**WORK TO BE COMPLETED:** Restate the data below word for word. Skip any images it contains.

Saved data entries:
★ ★ ★ ★ ★
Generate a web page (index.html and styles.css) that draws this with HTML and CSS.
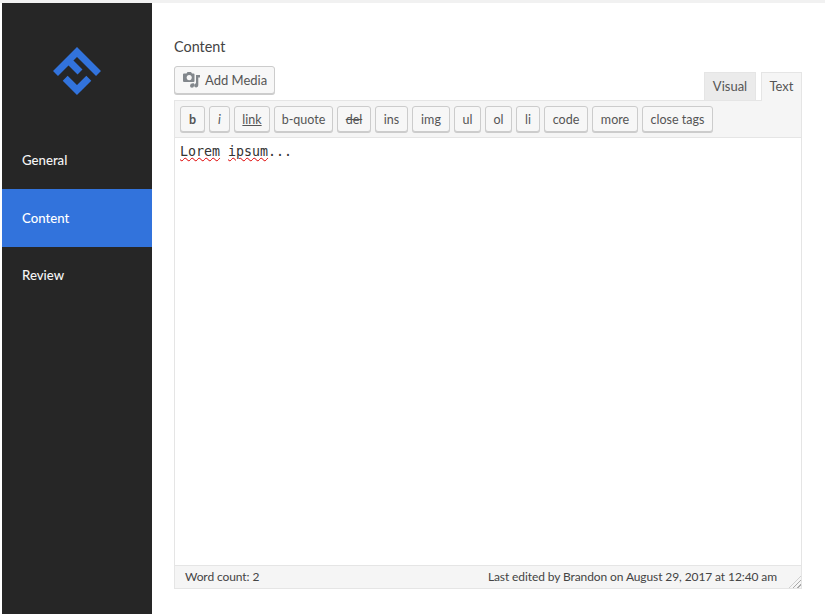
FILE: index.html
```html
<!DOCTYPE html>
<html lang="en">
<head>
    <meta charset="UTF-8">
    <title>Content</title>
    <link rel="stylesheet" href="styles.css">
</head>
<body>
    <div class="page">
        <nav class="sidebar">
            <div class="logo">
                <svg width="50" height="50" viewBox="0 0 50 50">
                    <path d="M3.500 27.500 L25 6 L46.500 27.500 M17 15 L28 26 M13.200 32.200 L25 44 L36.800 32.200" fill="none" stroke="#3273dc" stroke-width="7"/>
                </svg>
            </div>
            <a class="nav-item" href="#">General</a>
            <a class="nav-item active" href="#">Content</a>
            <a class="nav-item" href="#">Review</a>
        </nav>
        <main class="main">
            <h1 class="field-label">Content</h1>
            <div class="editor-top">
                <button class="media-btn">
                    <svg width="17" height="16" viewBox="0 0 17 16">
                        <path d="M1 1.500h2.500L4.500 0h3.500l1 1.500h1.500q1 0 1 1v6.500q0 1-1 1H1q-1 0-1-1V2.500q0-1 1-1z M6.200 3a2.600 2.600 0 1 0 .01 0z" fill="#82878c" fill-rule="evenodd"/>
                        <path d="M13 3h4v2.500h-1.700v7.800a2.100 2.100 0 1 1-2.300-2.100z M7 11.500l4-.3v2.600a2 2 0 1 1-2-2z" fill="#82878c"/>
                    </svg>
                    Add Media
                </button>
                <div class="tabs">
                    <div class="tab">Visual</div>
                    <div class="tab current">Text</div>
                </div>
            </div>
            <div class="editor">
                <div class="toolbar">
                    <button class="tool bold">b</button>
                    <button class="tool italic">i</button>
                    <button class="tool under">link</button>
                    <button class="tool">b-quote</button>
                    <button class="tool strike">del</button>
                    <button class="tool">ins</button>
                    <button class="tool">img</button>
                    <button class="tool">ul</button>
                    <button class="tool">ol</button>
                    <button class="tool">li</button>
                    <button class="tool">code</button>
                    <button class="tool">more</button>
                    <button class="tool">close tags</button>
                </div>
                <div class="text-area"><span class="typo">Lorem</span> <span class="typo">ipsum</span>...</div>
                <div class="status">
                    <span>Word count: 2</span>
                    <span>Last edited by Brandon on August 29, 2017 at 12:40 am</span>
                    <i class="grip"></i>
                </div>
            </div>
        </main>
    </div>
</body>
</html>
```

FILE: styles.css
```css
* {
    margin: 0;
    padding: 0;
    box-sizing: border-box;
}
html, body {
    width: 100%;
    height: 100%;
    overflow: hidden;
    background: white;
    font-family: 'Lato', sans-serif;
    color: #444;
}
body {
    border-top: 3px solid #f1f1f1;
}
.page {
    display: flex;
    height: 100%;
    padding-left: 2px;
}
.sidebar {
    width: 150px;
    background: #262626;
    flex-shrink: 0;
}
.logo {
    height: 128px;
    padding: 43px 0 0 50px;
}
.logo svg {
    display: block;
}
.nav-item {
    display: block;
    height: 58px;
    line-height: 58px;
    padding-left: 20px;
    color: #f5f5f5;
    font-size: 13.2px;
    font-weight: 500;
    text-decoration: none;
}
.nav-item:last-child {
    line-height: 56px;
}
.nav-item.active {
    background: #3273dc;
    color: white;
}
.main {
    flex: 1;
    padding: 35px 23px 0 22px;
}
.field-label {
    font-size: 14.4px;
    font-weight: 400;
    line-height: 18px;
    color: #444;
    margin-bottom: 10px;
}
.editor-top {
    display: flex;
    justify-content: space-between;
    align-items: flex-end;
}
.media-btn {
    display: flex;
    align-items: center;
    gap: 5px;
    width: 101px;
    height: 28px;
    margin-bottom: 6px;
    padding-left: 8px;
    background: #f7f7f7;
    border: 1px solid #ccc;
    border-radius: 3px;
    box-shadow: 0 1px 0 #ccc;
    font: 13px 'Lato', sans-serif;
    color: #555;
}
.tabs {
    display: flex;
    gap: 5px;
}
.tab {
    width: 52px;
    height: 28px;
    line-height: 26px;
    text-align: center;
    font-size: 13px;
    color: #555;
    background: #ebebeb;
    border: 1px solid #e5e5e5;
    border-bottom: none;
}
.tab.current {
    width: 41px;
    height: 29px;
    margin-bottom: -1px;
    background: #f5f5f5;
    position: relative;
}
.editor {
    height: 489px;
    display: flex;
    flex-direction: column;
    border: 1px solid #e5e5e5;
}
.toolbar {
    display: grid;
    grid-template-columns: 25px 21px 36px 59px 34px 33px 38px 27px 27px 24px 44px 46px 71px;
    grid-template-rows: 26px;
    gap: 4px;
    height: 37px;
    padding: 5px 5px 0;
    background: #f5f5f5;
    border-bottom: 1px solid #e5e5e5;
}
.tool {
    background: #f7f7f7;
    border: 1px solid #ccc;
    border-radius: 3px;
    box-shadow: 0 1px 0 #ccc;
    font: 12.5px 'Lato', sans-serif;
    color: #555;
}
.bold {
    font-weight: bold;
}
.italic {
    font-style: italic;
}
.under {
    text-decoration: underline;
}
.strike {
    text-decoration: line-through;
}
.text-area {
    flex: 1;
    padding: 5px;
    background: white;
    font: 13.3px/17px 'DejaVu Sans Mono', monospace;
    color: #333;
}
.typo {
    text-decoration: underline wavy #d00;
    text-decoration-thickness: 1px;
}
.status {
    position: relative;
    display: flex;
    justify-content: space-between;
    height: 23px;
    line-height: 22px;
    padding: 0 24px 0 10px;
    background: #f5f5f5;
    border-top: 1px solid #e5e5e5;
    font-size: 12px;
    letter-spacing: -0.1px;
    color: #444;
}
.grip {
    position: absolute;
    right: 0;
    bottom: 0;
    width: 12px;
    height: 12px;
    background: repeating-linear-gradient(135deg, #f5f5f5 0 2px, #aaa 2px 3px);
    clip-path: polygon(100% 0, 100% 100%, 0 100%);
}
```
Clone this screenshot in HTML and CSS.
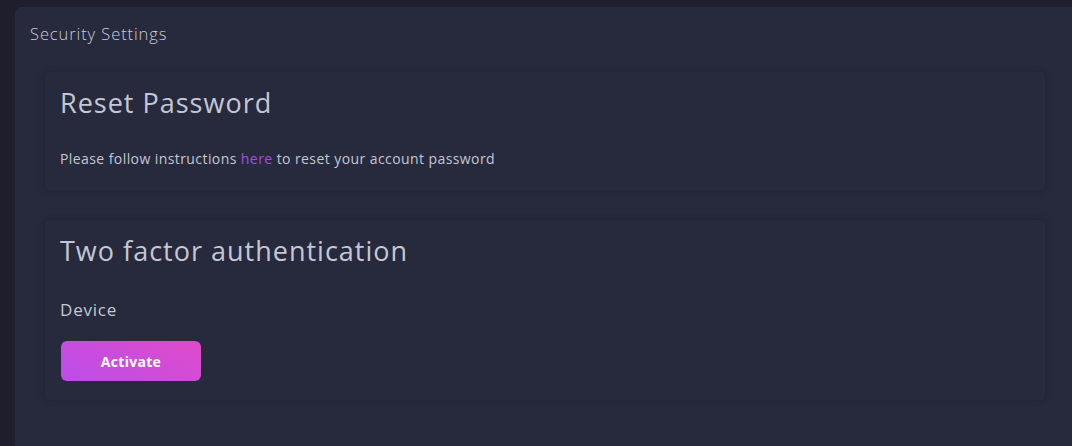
★ ★ ★ ★ ★
**SOLUTION TO THIS TASK:**
Generate a web page (index.html and styles.css) that draws this with HTML and CSS.
FILE: index.html
```html
<!DOCTYPE html>
<html lang="en">
<head>
    <meta charset="UTF-8">
    <title>Content</title>
    <link rel="stylesheet" href="styles.css">
</head>
<body>
    <div class="page">
        <nav class="sidebar">
            <div class="logo">
                <svg width="50" height="50" viewBox="0 0 50 50">
                    <path d="M3.500 27.500 L25 6 L46.500 27.500 M17 15 L28 26 M13.200 32.200 L25 44 L36.800 32.200" fill="none" stroke="#3273dc" stroke-width="7"/>
                </svg>
            </div>
            <a class="nav-item" href="#">General</a>
            <a class="nav-item active" href="#">Content</a>
            <a class="nav-item" href="#">Review</a>
        </nav>
        <main class="main">
            <h1 class="field-label">Content</h1>
            <div class="editor-top">
                <button class="media-btn">
                    <svg width="17" height="16" viewBox="0 0 17 16">
                        <path d="M1 1.500h2.500L4.500 0h3.500l1 1.500h1.500q1 0 1 1v6.500q0 1-1 1H1q-1 0-1-1V2.500q0-1 1-1z M6.200 3a2.600 2.600 0 1 0 .01 0z" fill="#82878c" fill-rule="evenodd"/>
                        <path d="M13 3h4v2.500h-1.700v7.800a2.100 2.100 0 1 1-2.300-2.100z M7 11.500l4-.3v2.600a2 2 0 1 1-2-2z" fill="#82878c"/>
                    </svg>
                    Add Media
                </button>
                <div class="tabs">
                    <div class="tab">Visual</div>
                    <div class="tab current">Text</div>
                </div>
            </div>
            <div class="editor">
                <div class="toolbar">
                    <button class="tool bold">b</button>
                    <button class="tool italic">i</button>
                    <button class="tool under">link</button>
                    <button class="tool">b-quote</button>
                    <button class="tool strike">del</button>
                    <button class="tool">ins</button>
                    <button class="tool">img</button>
                    <button class="tool">ul</button>
                    <button class="tool">ol</button>
                    <button class="tool">li</button>
                    <button class="tool">code</button>
                    <button class="tool">more</button>
                    <button class="tool">close tags</button>
                </div>
                <div class="text-area"><span class="typo">Lorem</span> <span class="typo">ipsum</span>...</div>
                <div class="status">
                    <span>Word count: 2</span>
                    <span>Last edited by Brandon on August 29, 2017 at 12:40 am</span>
                    <i class="grip"></i>
                </div>
            </div>
        </main>
    </div>
</body>
</html>
```

FILE: styles.css
```css
* {
    margin: 0;
    padding: 0;
    box-sizing: border-box;
}
html, body {
    width: 100%;
    height: 100%;
    overflow: hidden;
    background: white;
    font-family: 'Lato', sans-serif;
    color: #444;
}
body {
    border-top: 3px solid #f1f1f1;
}
.page {
    display: flex;
    height: 100%;
    padding-left: 2px;
}
.sidebar {
    width: 150px;
    background: #262626;
    flex-shrink: 0;
}
.logo {
    height: 128px;
    padding: 43px 0 0 50px;
}
.logo svg {
    display: block;
}
.nav-item {
    display: block;
    height: 58px;
    line-height: 58px;
    padding-left: 20px;
    color: #f5f5f5;
    font-size: 13.2px;
    font-weight: 500;
    text-decoration: none;
}
.nav-item:last-child {
    line-height: 56px;
}
.nav-item.active {
    background: #3273dc;
    color: white;
}
.main {
    flex: 1;
    padding: 35px 23px 0 22px;
}
.field-label {
    font-size: 14.4px;
    font-weight: 400;
    line-height: 18px;
    color: #444;
    margin-bottom: 10px;
}
.editor-top {
    display: flex;
    justify-content: space-between;
    align-items: flex-end;
}
.media-btn {
    display: flex;
    align-items: center;
    gap: 5px;
    width: 101px;
    height: 28px;
    margin-bottom: 6px;
    padding-left: 8px;
    background: #f7f7f7;
    border: 1px solid #ccc;
    border-radius: 3px;
    box-shadow: 0 1px 0 #ccc;
    font: 13px 'Lato', sans-serif;
    color: #555;
}
.tabs {
    display: flex;
    gap: 5px;
}
.tab {
    width: 52px;
    height: 28px;
    line-height: 26px;
    text-align: center;
    font-size: 13px;
    color: #555;
    background: #ebebeb;
    border: 1px solid #e5e5e5;
    border-bottom: none;
}
.tab.current {
    width: 41px;
    height: 29px;
    margin-bottom: -1px;
    background: #f5f5f5;
    position: relative;
}
.editor {
    height: 489px;
    display: flex;
    flex-direction: column;
    border: 1px solid #e5e5e5;
}
.toolbar {
    display: grid;
    grid-template-columns: 25px 21px 36px 59px 34px 33px 38px 27px 27px 24px 44px 46px 71px;
    grid-template-rows: 26px;
    gap: 4px;
    height: 37px;
    padding: 5px 5px 0;
    background: #f5f5f5;
    border-bottom: 1px solid #e5e5e5;
}
.tool {
    background: #f7f7f7;
    border: 1px solid #ccc;
    border-radius: 3px;
    box-shadow: 0 1px 0 #ccc;
    font: 12.5px 'Lato', sans-serif;
    color: #555;
}
.bold {
    font-weight: bold;
}
.italic {
    font-style: italic;
}
.under {
    text-decoration: underline;
}
.strike {
    text-decoration: line-through;
}
.text-area {
    flex: 1;
    padding: 5px;
    background: white;
    font: 13.3px/17px 'DejaVu Sans Mono', monospace;
    color: #333;
}
.typo {
    text-decoration: underline wavy #d00;
    text-decoration-thickness: 1px;
}
.status {
    position: relative;
    display: flex;
    justify-content: space-between;
    height: 23px;
    line-height: 22px;
    padding: 0 24px 0 10px;
    background: #f5f5f5;
    border-top: 1px solid #e5e5e5;
    font-size: 12px;
    letter-spacing: -0.1px;
    color: #444;
}
.grip {
    position: absolute;
    right: 0;
    bottom: 0;
    width: 12px;
    height: 12px;
    background: repeating-linear-gradient(135deg, #f5f5f5 0 2px, #aaa 2px 3px);
    clip-path: polygon(100% 0, 100% 100%, 0 100%);
}
```
Clone this screenshot in HTML and CSS.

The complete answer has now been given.